- YOUR INSTRUCTIONS
For each line that holds "page", copy the line out.

- SOURCE EXCERPT
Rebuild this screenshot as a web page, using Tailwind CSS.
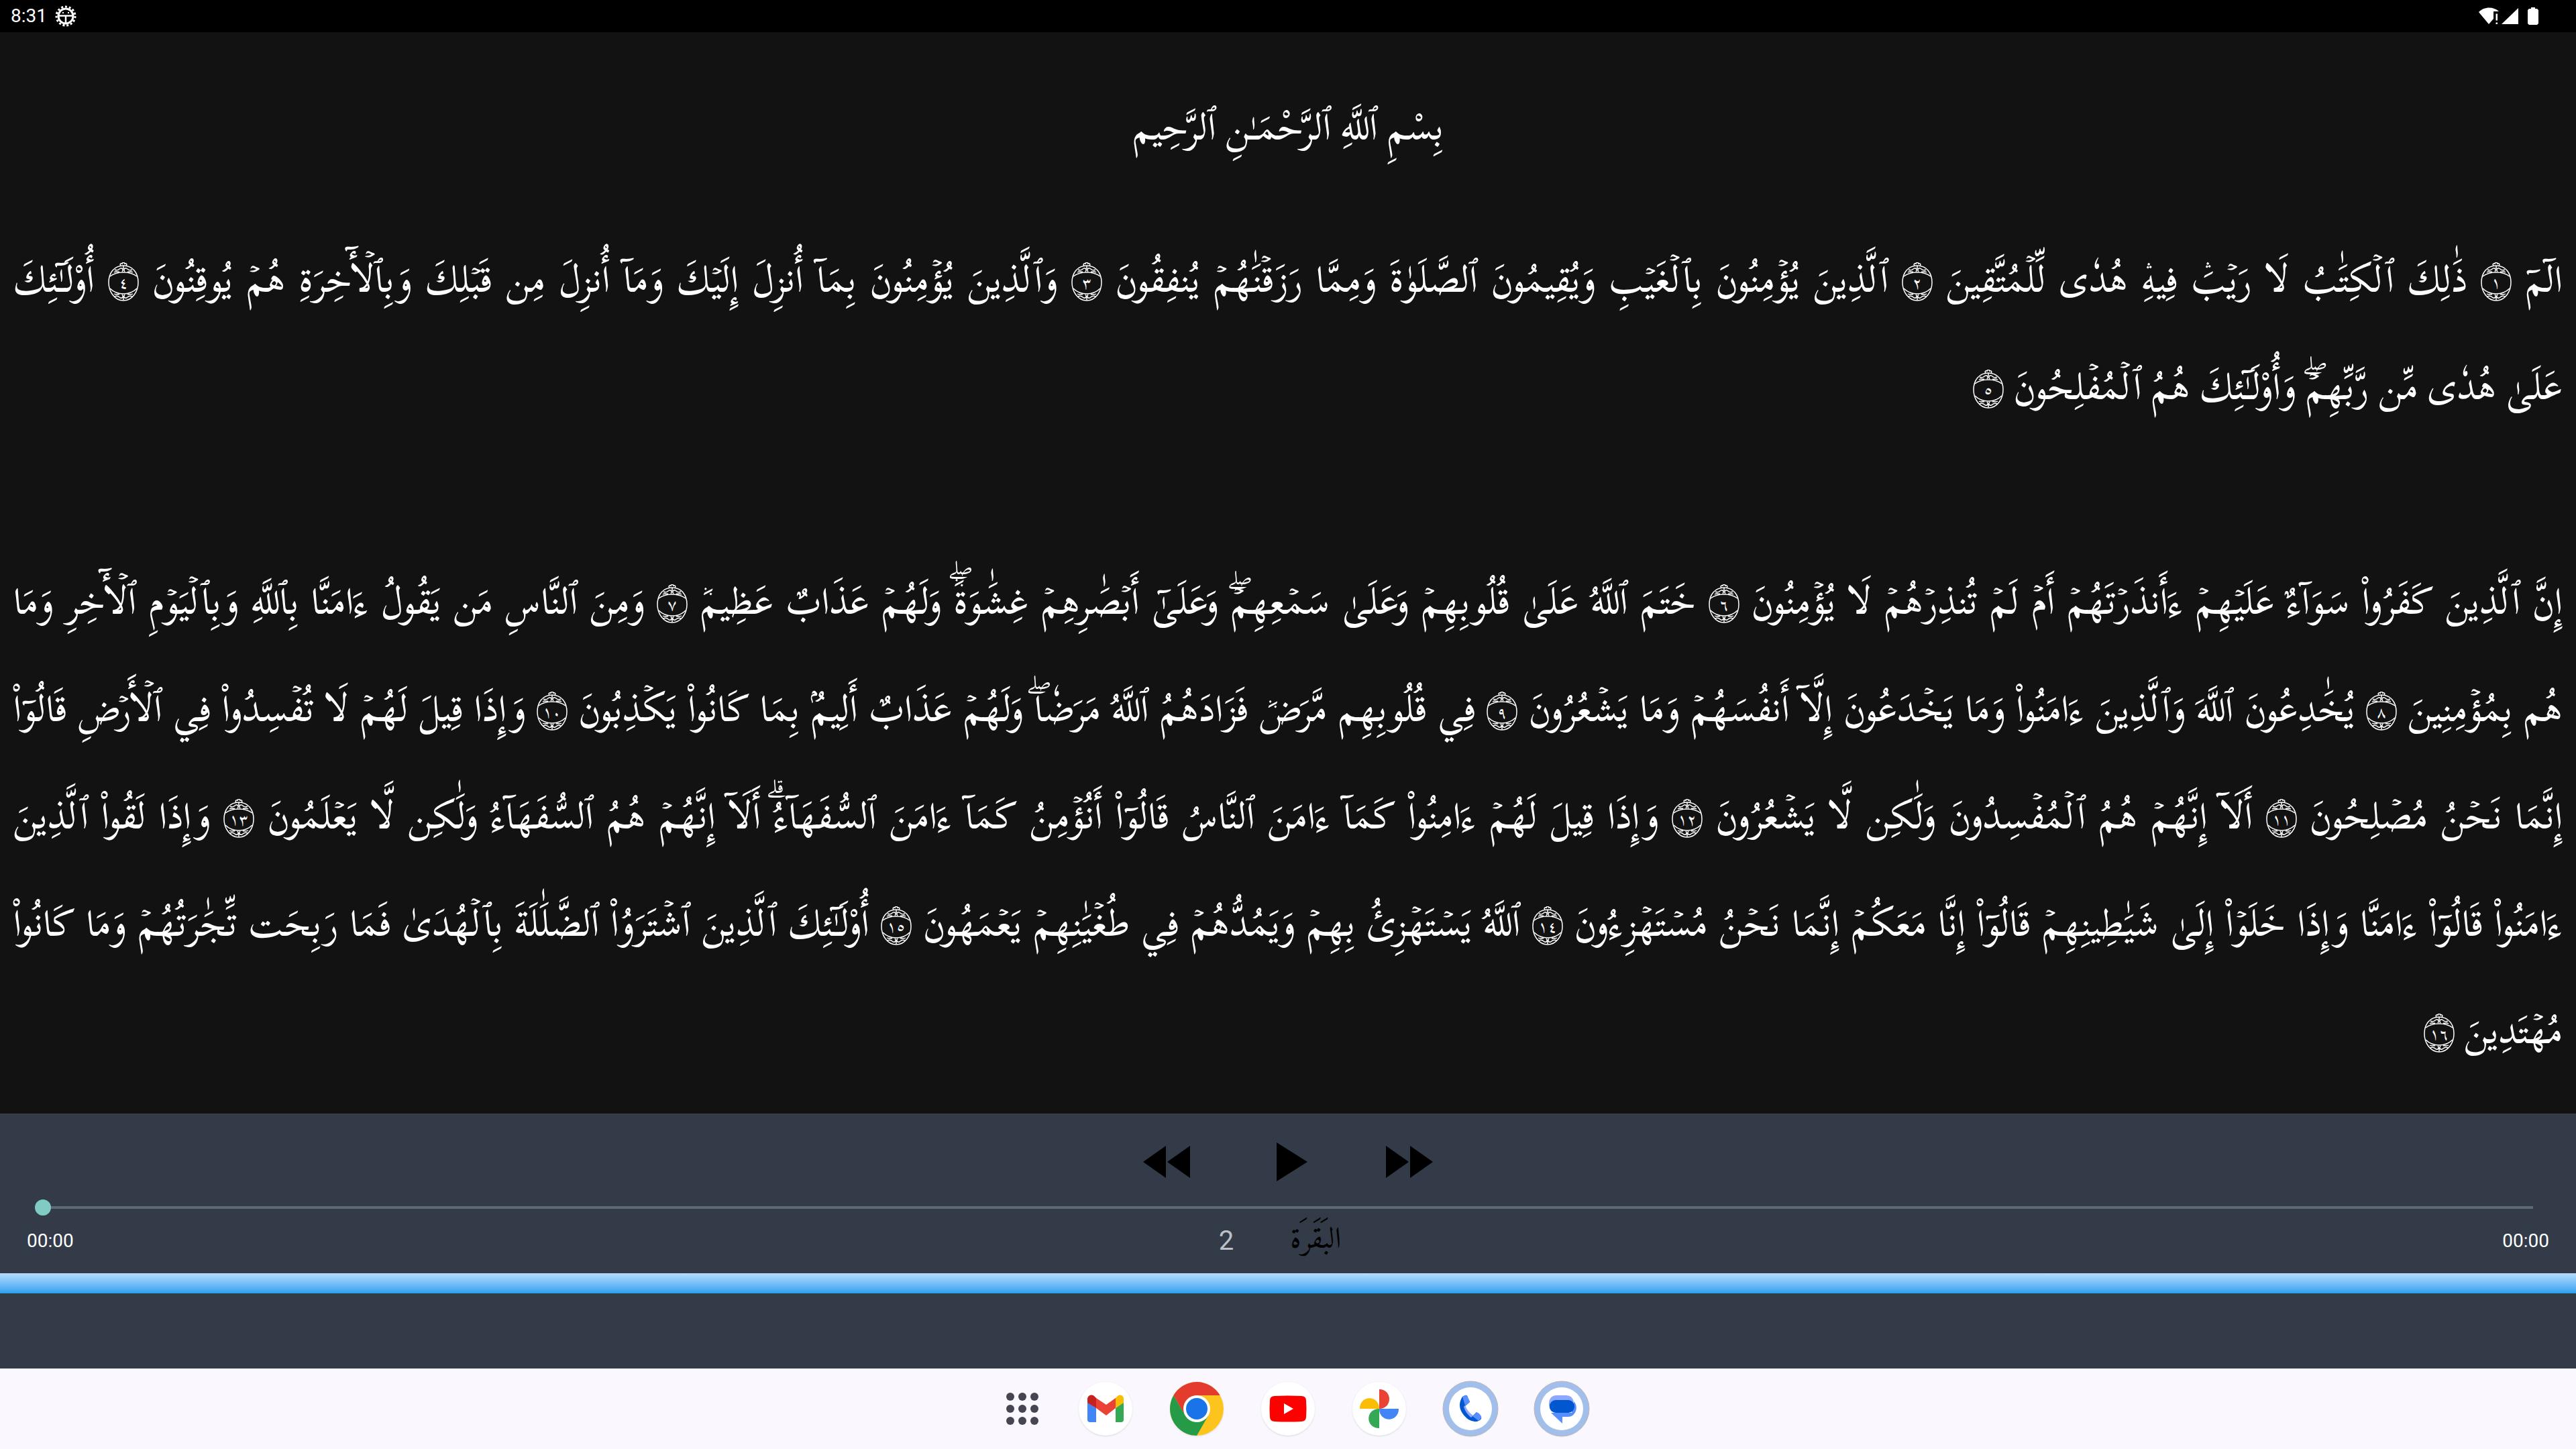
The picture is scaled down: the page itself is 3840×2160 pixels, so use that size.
<!DOCTYPE html>
<html lang="en">
<head>
    <meta charset="UTF-8">
    <meta name="viewport" content="width=device-width, initial-scale=1.0">
    <title>Quran Player</title>
    <!-- Tailwind CSS -->
    <script src="https://cdn.jsdelivr.net/npm/@tailwindcss/browser@4"></script>
</head>
<body class="bg-[#121212] text-white min-h-screen flex flex-col font-['Roboto',sans-serif]">
    <!-- Verse marker ornament, shared by all verses -->
    <svg class="hidden" aria-hidden="true">
        <symbol id="ayah" viewBox="0 0 46 58">
            <g fill="none" stroke="#fff" stroke-width="1.5">
                <path d="M23 5C9 5 1 16 1 30s9 27 22 27 22-13 22-27S37 5 23 5z" />
                <path d="M3 21C8 17 14 15 23 15s15 2 20 6M3 39c5 5 11 8 20 8s15-3 20-8" />
                <path d="M19 5c-2-2 0-4 2-3 0-2 4-2 4 0 2-1 4 1 2 3M23 5v5" />
                <path d="M21 14c3-4-1-7-4-4-2 2-5 2-7 1M25 14c-3-4 1-7 4-4 2 2 5 2 7 1M9 15c3-2 6 0 8-1M37 15c-3-2-6 0-8-1" />
                <path d="M21 48c3 4-1 7-4 4-2-2-5-2-7-1M25 48c-3 4 1 7 4 4 2-2 5-2 7-1M9 47c3 2 6 0 8 1M37 47c-3 2-6 0-8 1M23 51v5" />
            </g>
        </symbol>
    </svg>

    <!-- Status bar -->
    <header class="h-12 bg-black flex items-center justify-between pl-4 pr-14">
        <div class="flex items-center gap-3 text-[28px]">
            <span>8:31</span>
            <svg class="w-8 h-8" viewBox="0 0 32 32" fill="none" stroke="#fff">
                <circle cx="16" cy="16" r="11" stroke-width="3" />
                <circle cx="16" cy="16" r="14" stroke-width="3" stroke-dasharray="3 2.864" />
                <path d="M5 15.500h22M16 16v11" stroke-width="2.500" />
                <path d="M11 11h2M19 11h2" stroke-width="2" />
            </svg>
        </div>
        <div class="flex items-center gap-1">
            <svg class="w-[30px] h-[26px]" viewBox="0 0 30 26" fill="#fff">
                <path d="M0 7C8-1.500 22-1.500 30 6h-8v11l-7 8z" />
                <path d="M25.500 9.500h2.500v10h-2.500zM25.500 22.500h2.500v2.500h-2.500z" />
            </svg>
            <svg class="w-[25px] h-[26px]" viewBox="0 0 25 26" fill="#fff"><path d="M25 1v24H0z" /></svg>
            <svg class="w-4 h-[26px] ml-2.5" viewBox="0 0 16 26" fill="#fff"><path d="M5 0h6v2h3l2 2v20l-2 2H2l-2-2V4l2-2h3z" /></svg>
        </div>
    </header>

    <!-- Verses -->
    <main dir="rtl" lang="ar" class="grow px-5 pt-[62px] text-[55px] font-medium leading-[160px] font-['Scheherazade_New','Amiri_Quran','Noto_Naskh_Arabic',serif]">
        <h1 class="text-center mb-[67px]">بِسْمِ ٱللَّهِ ٱلرَّحْمَـٰنِ ٱلرَّحِيم</h1>

        <section class="mb-40">
            <p class="h-40 whitespace-nowrap [text-align-last:justify]">الٓمٓ <svg class="inline-block overflow-visible leading-none align-[-14px] w-[46px] h-[58px]"><use href="#ayah" /><text x="23" y="38" text-anchor="middle" font-size="24" fill="#fff">١</text></svg> ذَٰلِكَ ٱلۡكِتَٰبُ لَا رَيۡبَۛ فِيهِۛ هُدٗى لِّلۡمُتَّقِينَ <svg class="inline-block overflow-visible leading-none align-[-14px] w-[46px] h-[58px]"><use href="#ayah" /><text x="23" y="38" text-anchor="middle" font-size="24" fill="#fff">٢</text></svg> ٱلَّذِينَ يُؤۡمِنُونَ بِٱلۡغَيۡبِ وَيُقِيمُونَ ٱلصَّلَوٰةَ وَمِمَّا رَزَقۡنَٰهُمۡ يُنفِقُونَ <svg class="inline-block overflow-visible leading-none align-[-14px] w-[46px] h-[58px]"><use href="#ayah" /><text x="23" y="38" text-anchor="middle" font-size="24" fill="#fff">٣</text></svg> وَٱلَّذِينَ يُؤۡمِنُونَ بِمَآ أُنزِلَ إِلَيۡكَ وَمَآ أُنزِلَ مِن قَبۡلِكَ وَبِٱلۡأٓخِرَةِ هُمۡ يُوقِنُونَ <svg class="inline-block overflow-visible leading-none align-[-14px] w-[46px] h-[58px]"><use href="#ayah" /><text x="23" y="38" text-anchor="middle" font-size="24" fill="#fff">٤</text></svg> أُوْلَـٰٓئِكَ</p>
            <p class="h-40 whitespace-nowrap">عَلَىٰ هُدٗى مِّن رَّبِّهِمۡۖ وَأُوْلَـٰٓئِكَ هُمُ ٱلۡمُفۡلِحُونَ <svg class="inline-block overflow-visible leading-none align-[-14px] w-[46px] h-[58px]"><use href="#ayah" /><text x="23" y="38" text-anchor="middle" font-size="24" fill="#fff">٥</text></svg></p>
        </section>

        <section>
            <p class="h-40 whitespace-nowrap [text-align-last:justify]">إِنَّ ٱلَّذِينَ كَفَرُواْ سَوَآءٌ عَلَيۡهِمۡ ءَأَنذَرۡتَهُمۡ أَمۡ لَمۡ تُنذِرۡهُمۡ لَا يُؤۡمِنُونَ <svg class="inline-block overflow-visible leading-none align-[-14px] w-[46px] h-[58px]"><use href="#ayah" /><text x="23" y="38" text-anchor="middle" font-size="24" fill="#fff">٦</text></svg> خَتَمَ ٱللَّهُ عَلَىٰ قُلُوبِهِمۡ وَعَلَىٰ سَمۡعِهِمۡۖ وَعَلَىٰٓ أَبۡصَٰرِهِمۡ غِشَٰوَةٞۖ وَلَهُمۡ عَذَابٌ عَظِيمٞ <svg class="inline-block overflow-visible leading-none align-[-14px] w-[46px] h-[58px]"><use href="#ayah" /><text x="23" y="38" text-anchor="middle" font-size="24" fill="#fff">٧</text></svg> وَمِنَ ٱلنَّاسِ مَن يَقُولُ ءَامَنَّا بِٱللَّهِ وَبِٱلۡيَوۡمِ ٱلۡأٓخِرِ وَمَا</p>
            <p class="h-40 whitespace-nowrap [text-align-last:justify]">هُم بِمُؤۡمِنِينَ <svg class="inline-block overflow-visible leading-none align-[-14px] w-[46px] h-[58px]"><use href="#ayah" /><text x="23" y="38" text-anchor="middle" font-size="24" fill="#fff">٨</text></svg> يُخَٰدِعُونَ ٱللَّهَ وَٱلَّذِينَ ءَامَنُواْ وَمَا يَخۡدَعُونَ إِلَّآ أَنفُسَهُمۡ وَمَا يَشۡعُرُونَ <svg class="inline-block overflow-visible leading-none align-[-14px] w-[46px] h-[58px]"><use href="#ayah" /><text x="23" y="38" text-anchor="middle" font-size="24" fill="#fff">٩</text></svg> فِي قُلُوبِهِم مَّرَضٞ فَزَادَهُمُ ٱللَّهُ مَرَضٗاۖ وَلَهُمۡ عَذَابٌ أَلِيمُۢ بِمَا كَانُواْ يَكۡذِبُونَ <svg class="inline-block overflow-visible leading-none align-[-14px] w-[46px] h-[58px]"><use href="#ayah" /><text x="23" y="38" text-anchor="middle" font-size="24" fill="#fff">١٠</text></svg> وَإِذَا قِيلَ لَهُمۡ لَا تُفۡسِدُواْ فِي ٱلۡأَرۡضِ قَالُوٓاْ</p>
            <p class="h-40 whitespace-nowrap [text-align-last:justify]">إِنَّمَا نَحۡنُ مُصۡلِحُونَ <svg class="inline-block overflow-visible leading-none align-[-14px] w-[46px] h-[58px]"><use href="#ayah" /><text x="23" y="38" text-anchor="middle" font-size="24" fill="#fff">١١</text></svg> أَلَآ إِنَّهُمۡ هُمُ ٱلۡمُفۡسِدُونَ وَلَٰكِن لَّا يَشۡعُرُونَ <svg class="inline-block overflow-visible leading-none align-[-14px] w-[46px] h-[58px]"><use href="#ayah" /><text x="23" y="38" text-anchor="middle" font-size="24" fill="#fff">١٢</text></svg> وَإِذَا قِيلَ لَهُمۡ ءَامِنُواْ كَمَآ ءَامَنَ ٱلنَّاسُ قَالُوٓاْ أَنُؤۡمِنُ كَمَآ ءَامَنَ ٱلسُّفَهَآءُۗ أَلَآ إِنَّهُمۡ هُمُ ٱلسُّفَهَآءُ وَلَٰكِن لَّا يَعۡلَمُونَ <svg class="inline-block overflow-visible leading-none align-[-14px] w-[46px] h-[58px]"><use href="#ayah" /><text x="23" y="38" text-anchor="middle" font-size="24" fill="#fff">١٣</text></svg> وَإِذَا لَقُواْ ٱلَّذِينَ</p>
            <p class="h-40 whitespace-nowrap [text-align-last:justify]">ءَامَنُواْ قَالُوٓاْ ءَامَنَّا وَإِذَا خَلَوۡاْ إِلَىٰ شَيَٰطِينِهِمۡ قَالُوٓاْ إِنَّا مَعَكُمۡ إِنَّمَا نَحۡنُ مُسۡتَهۡزِءُونَ <svg class="inline-block overflow-visible leading-none align-[-14px] w-[46px] h-[58px]"><use href="#ayah" /><text x="23" y="38" text-anchor="middle" font-size="24" fill="#fff">١٤</text></svg> ٱللَّهُ يَسۡتَهۡزِئُ بِهِمۡ وَيَمُدُّهُمۡ فِي طُغۡيَٰنِهِمۡ يَعۡمَهُونَ <svg class="inline-block overflow-visible leading-none align-[-14px] w-[46px] h-[58px]"><use href="#ayah" /><text x="23" y="38" text-anchor="middle" font-size="24" fill="#fff">١٥</text></svg> أُوْلَـٰٓئِكَ ٱلَّذِينَ ٱشۡتَرَوُاْ ٱلضَّلَٰلَةَ بِٱلۡهُدَىٰ فَمَا رَبِحَت تِّجَٰرَتُهُمۡ وَمَا كَانُواْ</p>
            <p class="h-40 whitespace-nowrap">مُهۡتَدِينَ <svg class="inline-block overflow-visible leading-none align-[-14px] w-[46px] h-[58px]"><use href="#ayah" /><text x="23" y="38" text-anchor="middle" font-size="24" fill="#fff">١٦</text></svg></p>
        </section>
    </main>

    <!-- Player -->
    <footer class="bg-[#323b47] border-t border-[#444] h-[380px]">
        <div class="flex justify-center gap-[117px] pt-[35px]">
            <button aria-label="Previous"><svg class="w-[70px] h-[72px]" viewBox="0 0 70 72"><path d="M0 36l34-24v48zM36 36l34-24v48z" /></svg></button>
            <button aria-label="Play"><svg class="w-[58px] h-[72px]" viewBox="0 0 58 72"><path d="M12 7l46 29-46 29z" /></svg></button>
            <button aria-label="Next"><svg class="w-[70px] h-[72px]" viewBox="0 0 70 72"><path d="M0 12l34 24-34 24zM36 12l34 24-34 24z" /></svg></button>
        </div>
        <div class="px-[52px] pt-5 pb-2 flex">
            <input type="range" min="0" max="100" value="0" aria-label="Playback position" class="appearance-none w-full h-6 bg-transparent bg-linear-to-r from-[#5f6971] to-[#5f6971] bg-no-repeat bg-center bg-[length:calc(100%-24px)_4px] [&::-webkit-slider-thumb]:appearance-none [&::-webkit-slider-thumb]:size-6 [&::-webkit-slider-thumb]:rounded-full [&::-webkit-slider-thumb]:bg-[#80cbc4]">
        </div>
        <div class="grid grid-cols-3 items-center px-10 h-[60px] text-[28px]">
            <span>00:00</span>
            <div class="flex items-center justify-center gap-[84px] pr-6">
                <span class="text-[40px] text-[#bdc1c5]">2</span>
                <span lang="ar" dir="rtl" class="text-black text-[44px] leading-[60px] font-['Amiri','Noto_Naskh_Arabic',serif]">البَقَرَة</span>
            </div>
            <span class="text-right">00:00</span>
        </div>
        <div class="mt-[18px] h-[30px] bg-linear-to-b from-[#b5dcfd] to-[#25a0ef]"></div>
    </footer>

    <!-- Taskbar -->
    <nav class="h-[120px] bg-[#faf8fe] flex items-center justify-center gap-8">
        <button aria-label="All apps" class="w-[104px] flex justify-center">
            <svg class="w-12 h-12" viewBox="0 0 48 48" fill="#464652">
                <circle cx="6" cy="6" r="6" /><circle cx="24" cy="6" r="6" /><circle cx="42" cy="6" r="6" />
                <circle cx="6" cy="24" r="6" /><circle cx="24" cy="24" r="6" /><circle cx="42" cy="24" r="6" />
                <circle cx="6" cy="42" r="6" /><circle cx="24" cy="42" r="6" /><circle cx="42" cy="42" r="6" />
            </svg>
        </button>
        <div class="flex gap-14">
            <button aria-label="Gmail" class="rounded-full bg-white shadow">
                <svg class="w-20 h-20" viewBox="0 0 80 80">
                    <path d="M13 30l13 9v21H17q-4 0-4-4z" fill="#4285f4" />
                    <path d="M67 30l-12 9v21h8q4 0 4-4z" fill="#34a853" />
                    <path d="M26 24l15 10 14-10v15L41 50 26 39z" fill="#ea4335" />
                    <path d="M13 31v-5c0-6 6-8 10-5l3 3v15z" fill="#c5221f" />
                    <path d="M67 31v-5c0-6-5-8-9-5l-3 3v15z" fill="#fbbc04" />
                </svg>
            </button>
            <button aria-label="Chrome" class="rounded-full shadow">
                <svg class="w-20 h-20" viewBox="0 0 80 80">
                    <circle cx="40" cy="40" r="40" fill="#fcc41c" />
                    <path d="M5.400 20a40 40 0 0 1 69.200 0H40L22.700 50z" fill="#e33b2e" />
                    <path d="M5.400 20A40 40 0 0 0 40 80l17.300-30L40 58 22.700 50z" fill="#259a47" />
                    <circle cx="40" cy="40" r="20" fill="#fff" />
                    <circle cx="40" cy="40" r="16" fill="#1a73e8" />
                </svg>
            </button>
            <button aria-label="YouTube" class="rounded-full bg-white shadow">
                <svg class="w-20 h-20" viewBox="0 0 80 80">
                    <path d="M20 21q20-1 40 0 7 0 7 7 1 12 0 24 0 7-7 7-20 1-40 0-7 0-7-7-1-12 0-24 0-7 7-7z" fill="#f00" />
                    <path d="M34 32v16l14-8z" fill="#fff" />
                </svg>
            </button>
            <button aria-label="Photos" class="rounded-full bg-white shadow">
                <svg class="w-20 h-20" viewBox="0 0 80 80">
                    <path d="M40 11c20 0 20 29 0 29z" fill="#ea4335" />
                    <path d="M69 40c0 21-29 21-29 0z" fill="#4285f4" />
                    <path d="M40 69c-21 0-21-29 0-29z" fill="#34a853" />
                    <path d="M11 40c0-21 29-21 29 0z" fill="#fbbc04" />
                </svg>
            </button>
            <button aria-label="Phone" class="rounded-full shadow">
                <svg class="w-20 h-20 overflow-visible" viewBox="0 0 80 80">
                    <circle cx="40" cy="40" r="41" fill="#a2bfeb" stroke="#b9b7bb" stroke-width="1" />
                    <circle cx="40" cy="40" r="32" fill="#fff" />
                    <path d="M28 22l4-2q3-1 4 3l3 7-7 6q3 10 11 15l6-6 7 7q1 3-2 5-7 5-17-1C23 45 21 33 28 22z" fill="#0057cf" />
                    <path d="M28 22l4-2q3-1 4 3l3 6q0 2-7 6z" fill="#598eff" />
                    <path d="M43 51l6-5q3-1 7 5 1 3-4 7z" fill="#598eff" />
                    <path d="M32 35l-2 2q3 10 11 16l3-3q-8-5-12-15z" fill="#8fa8ff" />
                </svg>
            </button>
            <button aria-label="Messages" class="rounded-full shadow">
                <svg class="w-20 h-20 overflow-visible" viewBox="0 0 80 80">
                    <circle cx="40" cy="40" r="41" fill="#a2bfeb" stroke="#b9b7bb" stroke-width="1" />
                    <circle cx="40" cy="40" r="32" fill="#fff" />
                    <path d="M24 46h31l3-17c5 5 5 13 1 18q-3 5-10 5h-8v10z" fill="#598eff" />
                    <path d="M32 20h15q9 0 11 10L25 44c-7-9-5-24 7-24z" fill="#8fa8ff" />
                    <rect x="22" y="27" width="37" height="19" rx="9" fill="#0057cf" />
                </svg>
            </button>
        </div>
    </nav>
</body>
</html>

- RESULT
Rebuild this screenshot as a web page, using Tailwind CSS.
The picture is scaled down: the page itself is 3840×2160 pixels, so use that size.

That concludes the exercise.